In most organizations, HR and customer service teams serve opposite ends of the business spectrum. While customer service tends to focus on external needs, HR looks after internal affairs and is responsible for supporting and engaging employees. Despite the difference, many questions arise: “What if HR adopts some of the principles of customer service? Could this shift transform how organizations engage, support, and retain their people?"
As Indian workplaces move toward more employee-centric cultures, HR teams should look beyond traditional policy design and compliance. There is value in drawing from rapid, empathy-driven customer service practices, where responsiveness and problem-solving are key. This blog covers how Human Resource Planning (HRP) can better incorporate customer service strategies to better meet employee expectations.
Key Strategies HR Can Learn from Customer Service
HR leaders can adopt the following five strategies, inspired by customer service teams, to build a more agile, responsive, and employee-focused workplace.
1. Listening Like a Support Agent
Customer service rests on active listening. Every support agent is trained to understand the problem before offering suggestions and solutions. HR professionals can benefit from the same mindset. Instead of waiting for an employee complaint or exit interview, HR can proactively create a structured listening mechanism, like customer feedback loops, to gather ongoing feedback.

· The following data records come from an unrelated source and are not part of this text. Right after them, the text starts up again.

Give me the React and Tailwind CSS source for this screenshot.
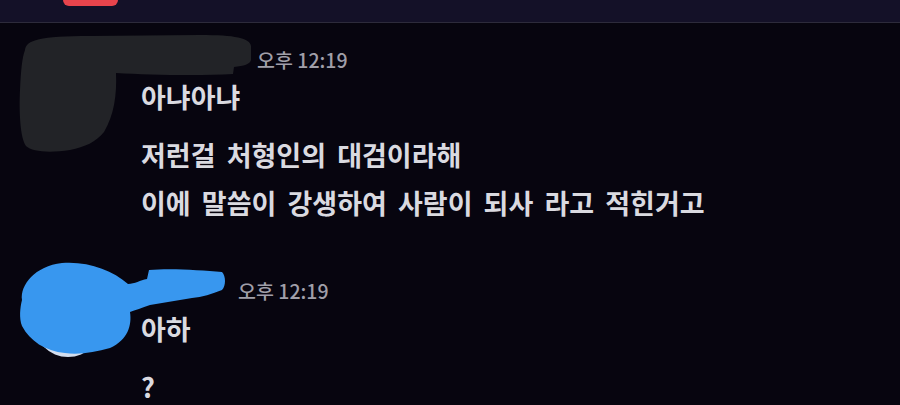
import React from 'react';

const messages = [
  {
    id: 1,
    nameWidth: 'w-[108px]',
    time: '오후 12:19',
    avatar: 'bg-[#2a2b30]',
    lines: ['아냐아냐', '저런걸 처형인의 대검이라해', '이에 말씀이 강생하여 사람이 되사 라고 적힌거고'],
    gaps: ['mt-[8px]', 'mt-[25px]', 'mt-[15px]'],
  },
  {
    id: 2,
    nameWidth: 'w-[89px]',
    time: '오후 12:19',
    avatar: 'bg-[#d3deee]',
    lines: ['아하', '?'],
    gaps: ['mt-[9px]', 'mt-[25px]'],
  },
];

function Message({ m, className = '' }) {
  return (
    <div className={`flex ${className}`}>
      <div className="w-[141px] shrink-0">
        <div className={`ml-[34px] mt-[10px] h-[68px] w-[68px] rounded-full ${m.avatar}`} />
      </div>
      <div className="flex flex-col">
        <div className="flex h-[24px] items-center gap-2">
          <span className={`${m.nameWidth} h-[20px]`} />
          <span className="text-[19.5px] leading-[24px] font-medium text-[#a09fa9]">{m.time}</span>
        </div>
        {m.lines.map((line, i) => (
          <p
            key={i}
            className={`${m.gaps[i]} text-[27px] leading-[33px] font-semibold text-[#dadae0] [word-spacing:5px] whitespace-nowrap`}
          >
            {line}
          </p>
        ))}
      </div>
    </div>
  );
}

export default function App() {
  return (
    <div className="relative h-[405px] w-[900px] overflow-hidden bg-[#07050f] font-['Noto_Sans_CJK_KR','Noto_Sans',sans-serif]">
      <header className="h-[23px] border-b border-[#2d2b3b] bg-[#141128]">
        <div className="ml-[63px] h-[6px] w-[55px] rounded-b-[7px] bg-[#e8444c]" />
      </header>

      <div className="pt-[25px]">
        <Message m={messages[0]} />
        <Message m={messages[1]} className="mt-[60px]" />
      </div>

      {/* redaction scribbles over avatars and names */}
      <svg className="pointer-events-none absolute left-0 top-0" width="900" height="405" viewBox="0 0 900 405">
        <path
          fill="#222327"
          d="M 25 50 C 26 40, 40 36, 90 36 L 200 35 C 235 35, 250 38, 251 46 L 251 60 C 250 64, 244 66, 234 67 L 233 74 C 200 76, 150 75, 116 73 C 117 95, 114 115, 104 132 C 96 142, 85 147, 70 150 C 50 153, 32 152, 26 146 C 20 138, 19 110, 20 90 C 21 70, 22 58, 25 50 Z"
        />
        <path
          fill="#3897ef"
          d="M 22 300 C 20 285, 35 266, 62 263 C 88 261, 112 270, 128 284 C 135 284, 140 280, 147 279 L 149 270 C 170 268, 200 270, 222 272 C 226 276, 226 286, 222 290 C 212 294, 202 297, 192 298 L 150 305 C 142 308, 135 310, 130 312 C 132 325, 128 340, 110 348 C 95 352, 80 355, 65 353 C 45 351, 30 341, 22 326 C 19 318, 20 308, 22 300 Z"
        />
      </svg>
    </div>
  );
}
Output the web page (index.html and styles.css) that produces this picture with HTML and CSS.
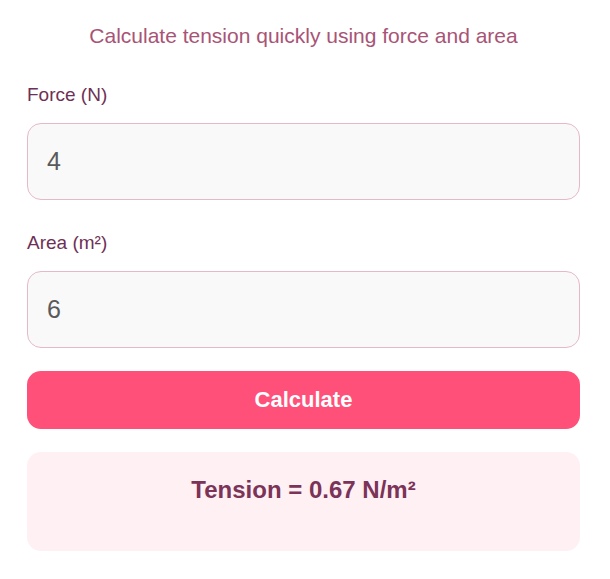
FILE: index.html
```html
<!DOCTYPE html>
<html lang="en">
<head>
<meta charset="utf-8">
<title>Tension Calculator</title>
<link rel="stylesheet" href="styles.css">
</head>
<body>
<main class="calc">
  <p class="calc-subtitle">Calculate tension quickly using force and area</p>
  <div class="field">
    <label class="field-label" for="force">Force (N)</label>
    <input class="field-input" id="force" type="text" value="4">
  </div>
  <div class="field">
    <label class="field-label" for="area">Area (m²)</label>
    <input class="field-input" id="area" type="text" value="6">
  </div>
  <button class="calc-btn" type="button">Calculate</button>
  <div class="calc-result">Tension = 0.67 N/m²</div>
</main>
</body>
</html>
```
FILE: styles.css
```css
* { box-sizing: border-box; }

body {
  margin: 0;
  background: #ffffff;
  font-family: "Liberation Sans", Arial, sans-serif;
}

.calc {
  padding: 24px 30px 0 27px;
  display: flex;
  flex-direction: column;
}

.calc-subtitle {
  margin: 0 0 36px;
  text-align: center;
  font-size: 21px;
  line-height: 24px;
  color: #a85476;
}

.field {
  display: flex;
  flex-direction: column;
  margin-bottom: 23px;
}

.field + .field {
  margin-top: 9px;
}

.field-label {
  font-size: 19px;
  line-height: 22px;
  color: #6e3155;
  margin-bottom: 17px;
}

.field-input {
  height: 77px;
  padding: 0 19px;
  border: 1px solid #e6b8c9;
  border-radius: 14px;
  background: #f9f9f9;
  font-family: "Liberation Sans", Arial, sans-serif;
  font-size: 25px;
  color: #5a5a5a;
  outline: none;
}

.calc-btn {
  height: 58px;
  border: none;
  border-radius: 14px;
  background: #ff5079;
  color: #ffffff;
  font-family: "Liberation Sans", Arial, sans-serif;
  font-weight: bold;
  font-size: 22px;
}

.calc-result {
  margin-top: 23px;
  height: 99px;
  padding-top: 25px;
  border-radius: 14px;
  background: #fff0f4;
  text-align: center;
  font-weight: bold;
  font-size: 24px;
  line-height: 26px;
  color: #7b3358;
}
```
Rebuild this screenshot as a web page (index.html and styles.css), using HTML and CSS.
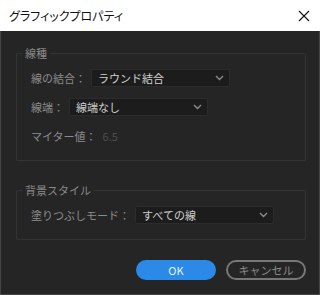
FILE: index.html
```html
<html>
<head>
    <title>グラフィックプロパティ</title>
    <link rel="stylesheet" href="styles.css">
</head>
<body>
    <div class="dialog">
        <div class="titlebar">
            <span class="title">グラフィックプロパティ</span>
            <svg class="close" width="12" height="12" viewBox="0 0 12 12">
                <path d="M1 1 L11 11 M11 1 L1 11" stroke="#111" stroke-width="1.1" fill="none"/>
            </svg>
        </div>
        <div class="content">
            <fieldset class="group">
                <legend>線種</legend>
                <div class="row">
                    <span class="label">線の結合：</span>
                    <div class="select">ラウンド結合<svg class="chev" width="9" height="6" viewBox="0 0 9 6"><path d="M1 1 L4.5 4.5 L8 1" stroke="#8a8a8a" stroke-width="1.4" fill="none"/></svg></div>
                </div>
                <div class="row">
                    <span class="label">線端：</span>
                    <div class="select">線端なし<svg class="chev" width="9" height="6" viewBox="0 0 9 6"><path d="M1 1 L4.5 4.5 L8 1" stroke="#8a8a8a" stroke-width="1.4" fill="none"/></svg></div>
                </div>
                <div class="row">
                    <span class="label">マイター値：</span>
                    <span class="value">6.5</span>
                </div>
            </fieldset>
            <fieldset class="group second">
                <legend>背景スタイル</legend>
                <div class="row">
                    <span class="label">塗りつぶしモード：</span>
                    <div class="select">すべての線<svg class="chev" width="9" height="6" viewBox="0 0 9 6"><path d="M1 1 L4.5 4.5 L8 1" stroke="#8a8a8a" stroke-width="1.4" fill="none"/></svg></div>
                </div>
            </fieldset>
            <div class="buttons">
                <button class="btn ok">OK</button>
                <button class="btn cancel">キャンセル</button>
            </div>
        </div>
    </div>
</body>
</html>
```

FILE: styles.css
```css
body {
    margin: 0;
    padding: 0;
    font-family: "Noto Sans CJK JP", "Noto Sans", sans-serif;
    background-color: #252525;
}

.dialog {
    width: 320px;
    height: 295px;
    box-sizing: border-box;
    background-color: #252525;
    border: 1px solid #444;
    border-top: none;
    display: flex;
    flex-direction: column;
}

.titlebar {
    height: 31px;
    margin: 0 -1px;
    background-color: #fff;
    display: flex;
    align-items: center;
    justify-content: space-between;
    padding: 0 10px 0 9px;
    box-sizing: border-box;
}

.title {
    font-size: 12px;
    color: #111;
    font-feature-settings: "palt";
}

.close {
    display: block;
}

.content {
    padding: 15px 13px 0 15px;
}

.group {
    margin: 0;
    padding: 9px 0 15px 5px;
    border: 1px solid #333;
    border-radius: 1px;
}

.group.second {
    margin-top: 22px;
}

legend {
    padding: 0 3px;
    font-size: 11px;
    line-height: 14px;
    color: #8a8a8a;
}

.row {
    display: flex;
    align-items: center;
    height: 18px;
    margin-left: 9px;
    margin-bottom: 11px;
}

.row:last-child {
    margin-bottom: 0;
}

.label {
    font-size: 11px;
    color: #8c8c8c;
    margin-right: 5px;
    white-space: nowrap;
}

.value {
    font-size: 11px;
    color: #4e4e4e;
    margin-left: 1px;
}

.select {
    width: 139px;
    height: 18px;
    box-sizing: border-box;
    background-color: #1c1c1c;
    border: 1px solid #2c2c2c;
    border-radius: 2px;
    padding: 0 5px 0 6px;
    display: flex;
    align-items: center;
    justify-content: space-between;
    font-size: 11px;
    color: #cfcfcf;
}

.buttons {
    display: flex;
    justify-content: flex-end;
    gap: 10px;
    margin-top: 20px;
}

.btn {
    width: 80px;
    height: 20px;
    border-radius: 10px;
    font-family: "Noto Sans CJK JP", "Noto Sans", sans-serif;
    font-size: 11px;
    padding: 0;
    box-sizing: border-box;
}

.ok {
    background-color: #2b8ae8;
    border: none;
    color: #eaf2fc;
}

.cancel {
    background-color: transparent;
    border: 2px solid #777;
    color: #8a8a8a;
}
```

Here’s how HR can build better listening practices:
Establish multiple feedback channels: Go beyond annual surveys; include monthly one-on-one meetings, anonymous digital suggestion boxes, or even a dedicated “Help desk” for real-time inputs.
Respond quickly and empathetically: Every concern must be acknowledged, even if the solution takes time. When an employee's input is valued, they are likely to feel heard.
Use listening analytics: AI-powered tools that analyze employee sentiment can help organizations gain deeper insights into workforce morale. Companies that adopt these tools often see a significant improvement in engagement metrics.
When HR listens to the employees proactively, minor workplace problems are addressed before they escalate, much like how effective customer service prevents customer grievances.
2. Creating an Employee-Centric Experience
Employees expect smooth and transparent experiences throughout their employment, from their onboarding process to exit, just as customers expect seamless service.
Customer service teams personalize the experience with CRMs and journey mapping. HR can use similar approaches when working with simpler tools and data.
Ways to build employee-first experiences:
Map the employee lifecycle: Understand pain points at each stage, including onboarding, performance reviews, promotions, etc. Mapping the employee lifecycle helps HR fix gaps, like customer teams, and improve user journeys.
Use technology for personalized communication: Automated updates on payroll, training reminders, or policy changes eliminate confusion and foster trust.
Offer self-service options: Giving employees control to access documents, manage leave, or raise queries boosts their sense of ownership and reduces HR workload.
3. Measuring and Improving Response Times
Support teams measure their performance on metrics like average resolution time and first contact resolution; these indicators give the team insight into service improvement. Although not always seen as a “service function,” HR professionals should apply the same analysis.
HR responses to grievances, policy clarifications, or promotion queries are too often delayed, which agitates employees. Speed is important.
4. Training HR Teams in Soft Skills
Customer service agents learn empathy, de-escalation, and non-judgmental listening skills. HR professionals with the skill of compliance and policy are not necessarily trained in soft skills.
This gap affects employees' perception of HR, thus typically condemning them to an administrative rather than an approachable image.
Customer-service inspired HR training modules could include:
Empathy and non-verbal communication
Active listening and conflict resolution
Bias awareness and inclusive conversation
5. Continuous Improvement Through Feedback Loops
Support teams keep refining specifically because they have a set of parameters in place, such as feedback scores, analysis of complaints, and tracking repeats of common issues. HR should see employee feedback as a steady-state data set instead of a once-a-year checkbox exercise.
To implement this mindset:
Look for patterns, not incidents: Do certain complaints appear every quarter? Does one team receive more complaints than another?
Create employee experience dashboards: Use the data from pulse surveys and exit interviews to track issues that matter most to employees.
Celebrate wins and fix problems in the open: Tell employees what was changed due to their input, like brands do when updating customers after resolving a service gap.
Implementing the above changes can prove integral for startups, as they take agility to the next level, foster a culture of transparency, and keep HR practices relevant to the ever-evolving landscape of employee expectations.
Conclusion
For a long time, HR played a strategic role in defining work culture. However, in the present-day employee-first world, one must also possess flexible, responsive, and empathetic qualities that traditionally have been more associated with customer service.
Adopting proven techniques for support teams, like fast response times, journey mapping, and feedback loops, gives HR teams some tools to improve employee experiences. In this way, they do more than simply handle people; they support them in a manner that befits any great service team.